Gilts Decline for First Time in Five Days as Construction JumpsNeal Armstrong
U.K. government bonds declined for the first time in five days after a report showed a gauge of U.K. construction output unexpectedly accelerated last month.
Benchmark 10-year yields climbed from the lowest in almost three months as most emerging-market currencies rose and European stocks pared losses, damping demand for the safest assets. The Debt Management Office sold 4 billion pounds ($6.5 billion) of gilts due in July 2019 today. Bank of England policy makers start this month’s two-day meeting tomorrow.

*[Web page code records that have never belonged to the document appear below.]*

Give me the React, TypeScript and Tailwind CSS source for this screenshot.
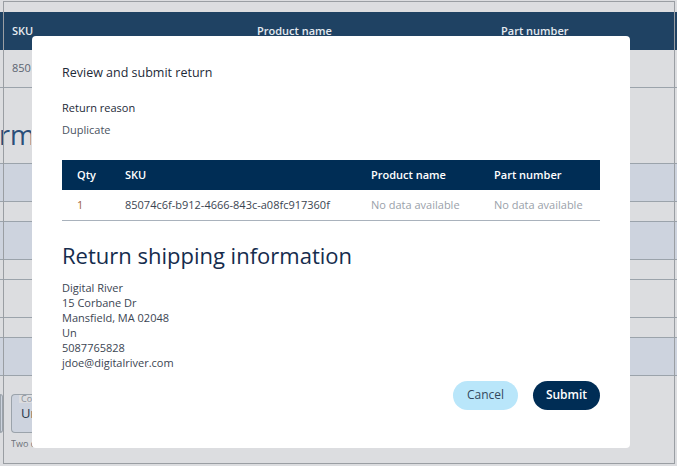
const font = { fontFamily: '"Open Sans", "Liberation Sans", sans-serif' };

function BackgroundPage() {
  return (
    <div className="flex flex-col">
      <div className="h-[12px]" />
      <div className="h-[38px] bg-[#1f4263] flex items-center text-[11px] font-semibold text-[#e6ebf0]">
        <span className="w-[257px] pl-[12px]">SKU</span>
        <span className="w-[244px]">Product name</span>
        <span>Part number</span>
      </div>
      <div className="h-[38px] border-b border-[#9ba3ab] flex items-center pl-[12px] text-[11px] text-[#5b6470]">
        <span className="w-[20px] overflow-hidden whitespace-nowrap">850</span>
      </div>
      <div className="h-[75px] flex items-center">
        <span className="w-[32px] overflow-hidden whitespace-nowrap text-[27px] text-[#2a4f7a] -ml-[1px] pt-[20px]">rma</span>
      </div>
      <div className="flex flex-col">
        <div className="h-[39px] bg-[#cdd3de] border-y border-[#9ba3ab]" />
        <div className="h-[19px]" />
        <div className="h-[39px] bg-[#cdd3de] border-y border-[#9ba3ab]" />
        <div className="h-[19px]" />
        <div className="h-[39px] border-y border-[#9ba3ab]" />
        <div className="h-[19px]" />
        <div className="h-[39px] bg-[#cdd3de] border-y border-[#9ba3ab]" />
      </div>
      <div className="flex gap-[8px] mt-[18px]">
        <div className="w-[3px] h-[39px] border border-[#9ba3ab] rounded-r-[4px] bg-[#cdd3de]" />
        <div className="flex flex-col gap-[4px]">
          <div className="relative w-[22px] h-[39px] border border-r-0 border-[#9ba3ab] rounded-l-[4px] bg-[#cdd3de] flex items-center pl-[9px] text-[13px] text-[#2a3a4c] overflow-hidden whitespace-nowrap">
            <span className="absolute -top-[1px] left-[7px] px-[2px] bg-[#dcdde0] text-[9px] leading-[9px] text-[#8a9099]">Co</span>
            Un
          </div>
          <span className="w-[22px] overflow-hidden whitespace-nowrap text-[9px] text-[#6c7178]">Two c</span>
        </div>
      </div>
    </div>
  );
}

export default function App() {
  return (
    <div className="relative w-[677px] h-[466px] overflow-hidden bg-[#dcdde0]" style={font}>
      <BackgroundPage />
      <div className="absolute left-[3px] top-[1px] w-[672px] h-[463px] border border-[#9a9ea3] pointer-events-none" />
      <div className="absolute left-[32px] top-[36px] w-[598px] h-[412px] bg-white rounded-[4px] px-[30px] pt-[29px] flex flex-col">
        <h2 className="text-[12.5px] font-medium text-[#1d2a38] leading-[16px]">Review and submit return</h2>
        <div className="mt-[20px] text-[11px] font-medium text-[#1d2a38] leading-[14px]">Return reason</div>
        <div className="mt-[8px] text-[11px] text-[#4a5360] leading-[14px]">Duplicate</div>
        <table className="mt-[23px] w-[538px] text-[11px] border-collapse">
          <thead>
            <tr className="bg-[#002d55] text-white h-[30px] text-left">
              <th className="font-semibold pl-[15px] w-[63px]">Qty</th>
              <th className="font-semibold w-[246px]">SKU</th>
              <th className="font-semibold w-[123px]">Product name</th>
              <th className="font-semibold">Part number</th>
            </tr>
          </thead>
          <tbody>
            <tr className="h-[30px] border-b border-[#a9b2bc]">
              <td className="pl-[15px] text-[#a0643c]">1</td>
              <td className="text-[#3b4552]">85074c6f-b912-4666-843c-a08fc917360f</td>
              <td className="text-[#9aa1aa]">No data available</td>
              <td className="text-[#9aa1aa]">No data available</td>
            </tr>
          </tbody>
        </table>
        <h3 className="mt-[19px] text-[22px] text-[#152c4d] leading-[30px]">Return shipping information</h3>
        <div className="mt-[10px] text-[11px] text-[#3b4552] leading-[15px] flex flex-col">
          <span>Digital River</span>
          <span>15 Corbane Dr</span>
          <span>Mansfield, MA 02048</span>
          <span>Un</span>
          <span>5087765828</span>
          <span>jdoe@digitalriver.com</span>
        </div>
        <div className="mt-[11px] flex justify-end gap-[15px]">
          <button className="h-[29px] w-[65px] rounded-full bg-[#b9e6fa] text-[12px] text-[#33485e]">Cancel</button>
          <button className="h-[29px] w-[67px] rounded-full bg-[#002d55] text-[12px] font-semibold text-white">Submit</button>
        </div>
      </div>
    </div>
  );
}
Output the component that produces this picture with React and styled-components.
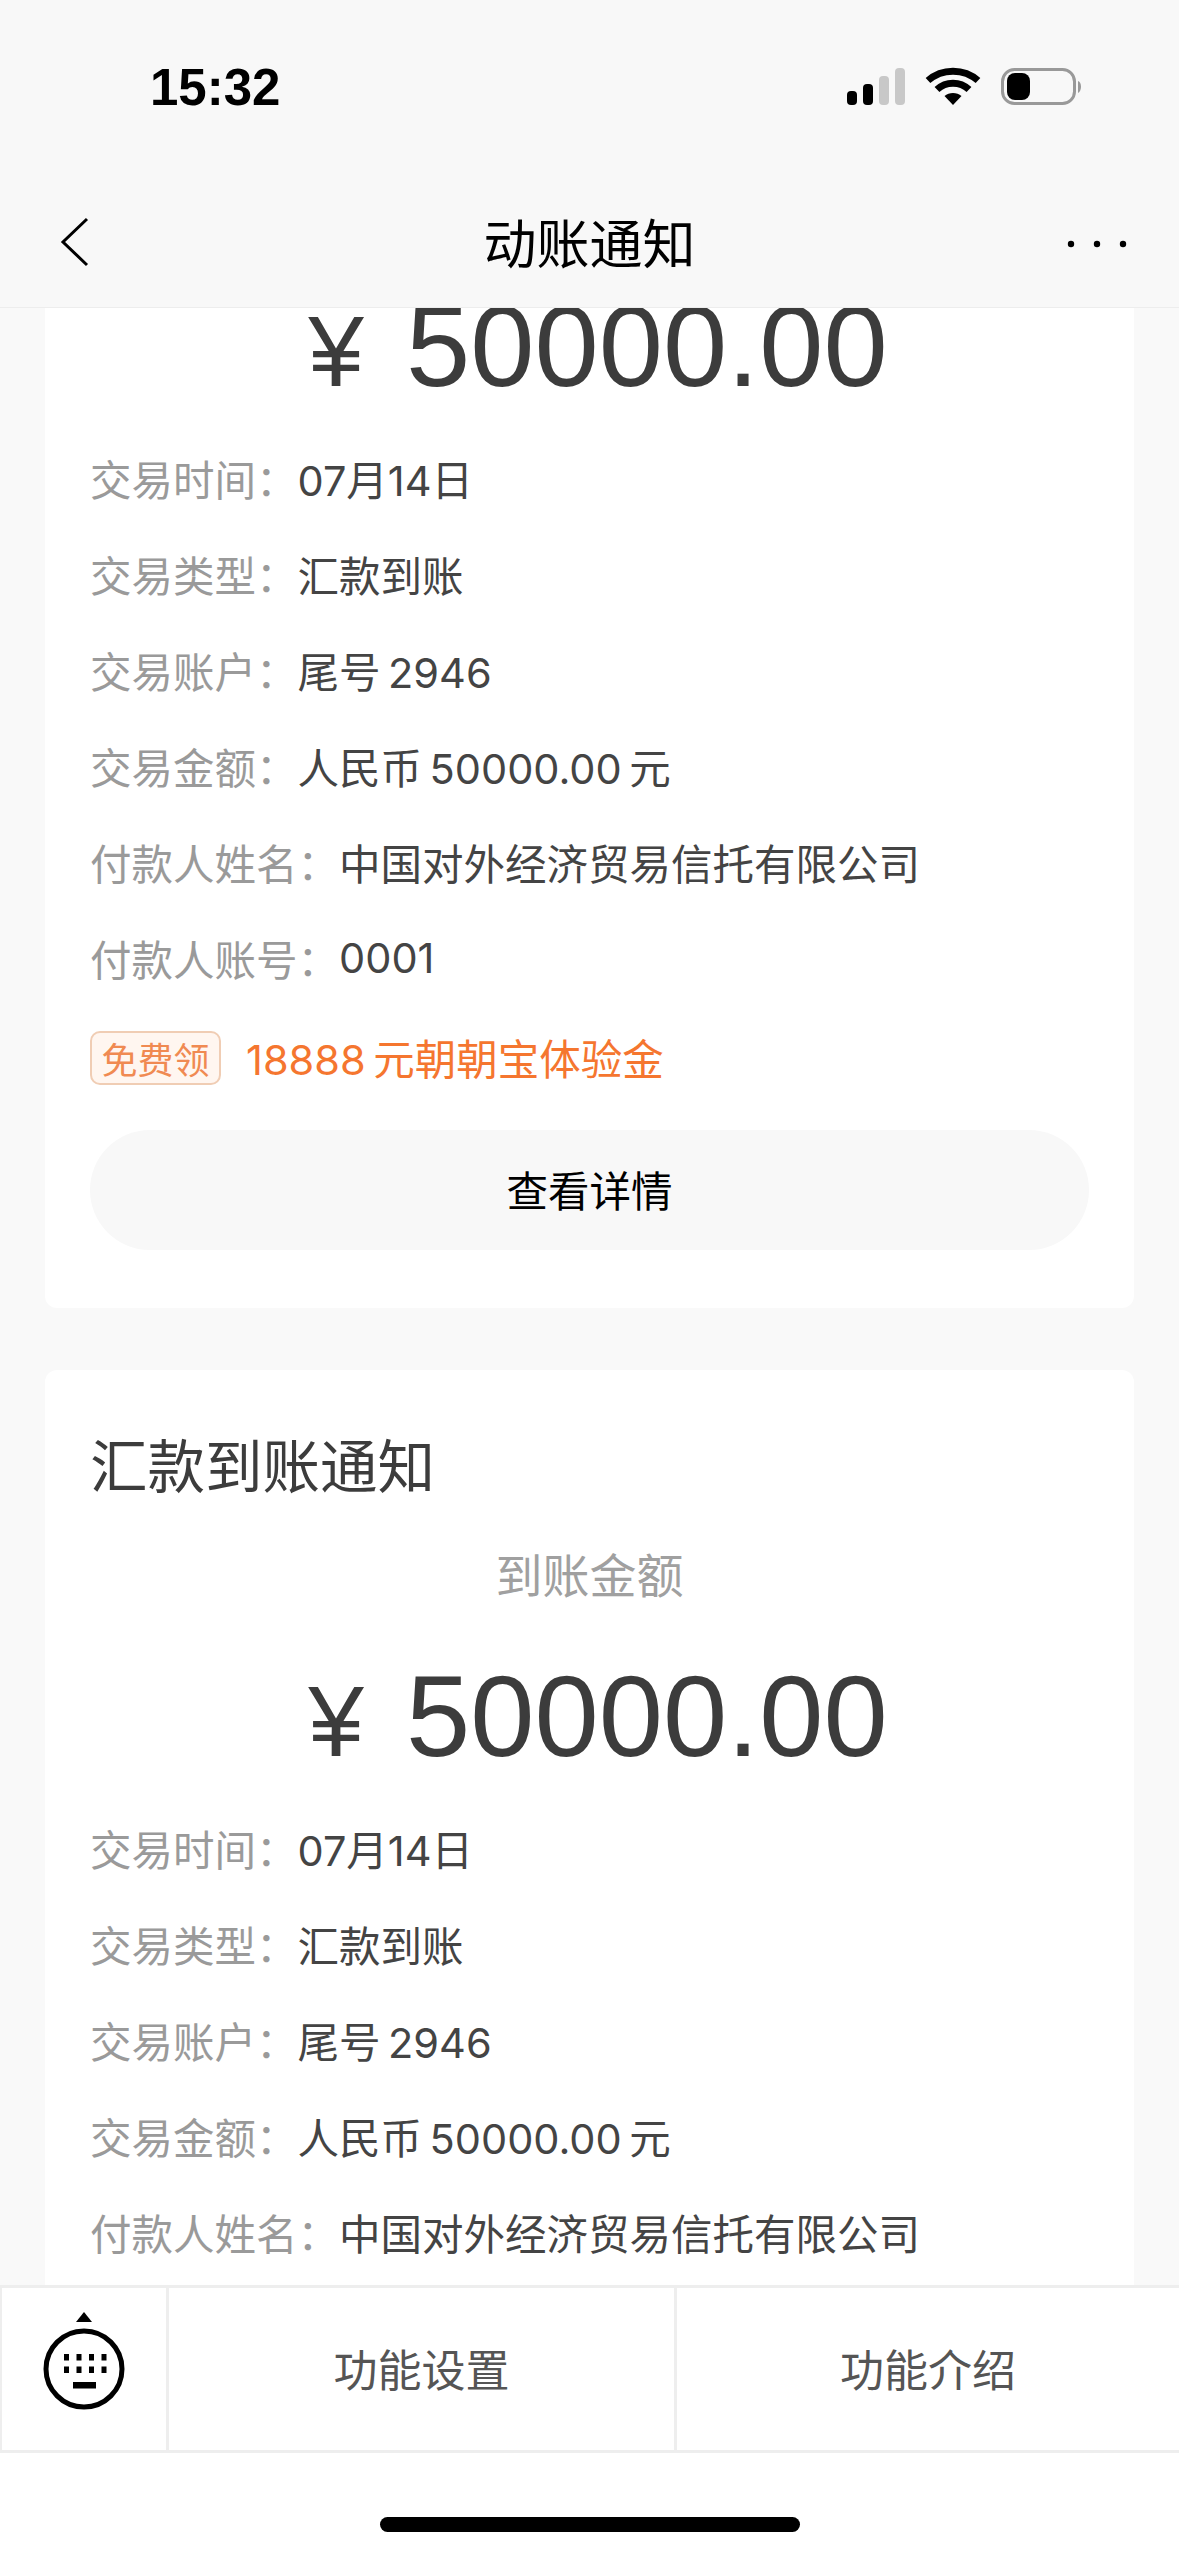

“Core government bonds have come a long way and there has been no more negative data today,” said Nick Stamenkovic, a fixed-income strategist at broker RIA Capital Markets Ltd. in Edinburgh. “On a medium-term basis we think gilts are poor value. The U.K. economy is pretty robust.”
The yield on 10-year gilts rose one basis point, or 0.01 percentage point, to 2.70 percent at 4:58 p.m. London time after dropping to 2.68 percent, the lowest level since Nov. 8. The 2.25 percent bond due in September 2023 fell 0.1, or 1 pound per 1,000-pound face amount, to 96.21.
The Stoxx Europe 600 Index of European equities fell 0.2 percent after dropping as much as 0.8 percent, while the Standard & Poor’s 500 Index rose 0.8 percent.
A gauge of U.K. construction output, based on a survey of purchasing managers, climbed to 64.6 last month from 62.1 in December, Markit Economics said today in London. The median estimate in a Bloomberg News survey of analysts was for a reading of 61.5. A figure more than 50 indicates growth.
The U.K. sold the 2019 securities at 1.91 percent, down from an average yield of 1.994 percent when it sold the gilts on Dec. 12.
The rate on the benchmark five-year gilt due in July 2018 was at 1.60 percent today.
U.K. gilts returned 2.4 percent this year through yesterday, according to Bloomberg World Bond Indexes. Treasuries earned 2.2 percent and German securities gained 2.1 percent.
The pound was little changed versus the dollar at $1.6306 after earlier touching $1.6257, the lowest level since Dec. 17. The U.K. currency appreciated 0.1 percent to 82.85 pence per euro.
Sterling gained 9.3 percent in the past year, the best performer among 10 developed-nation currencies tracked by Bloomberg Correlation-Weighted Indexes, as Britain’s economic recovery gathered pace. The euro and the dollar rose 5.3 percent.